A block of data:
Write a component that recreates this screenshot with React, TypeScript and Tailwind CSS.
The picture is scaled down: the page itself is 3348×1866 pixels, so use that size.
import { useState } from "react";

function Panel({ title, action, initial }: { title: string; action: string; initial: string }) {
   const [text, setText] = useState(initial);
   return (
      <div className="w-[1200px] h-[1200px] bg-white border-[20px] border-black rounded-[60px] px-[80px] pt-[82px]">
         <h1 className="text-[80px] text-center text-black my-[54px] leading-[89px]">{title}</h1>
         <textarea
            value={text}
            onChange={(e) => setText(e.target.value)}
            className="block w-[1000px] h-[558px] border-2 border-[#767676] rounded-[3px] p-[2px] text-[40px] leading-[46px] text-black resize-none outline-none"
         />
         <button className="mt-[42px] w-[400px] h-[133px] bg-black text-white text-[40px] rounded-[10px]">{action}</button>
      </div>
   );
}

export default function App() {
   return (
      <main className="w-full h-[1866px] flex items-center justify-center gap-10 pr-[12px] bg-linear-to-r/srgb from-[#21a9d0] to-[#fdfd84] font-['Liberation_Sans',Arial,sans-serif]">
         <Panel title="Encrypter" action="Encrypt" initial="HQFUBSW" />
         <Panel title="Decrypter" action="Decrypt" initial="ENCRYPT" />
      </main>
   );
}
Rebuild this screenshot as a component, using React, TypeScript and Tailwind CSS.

### [What to do]
Read through the entries and copy each line in which "this" appears.

### [Correct response]
Write a component that recreates this screenshot with React, TypeScript and Tailwind CSS.
Rebuild this screenshot as a component, using React, TypeScript and Tailwind CSS.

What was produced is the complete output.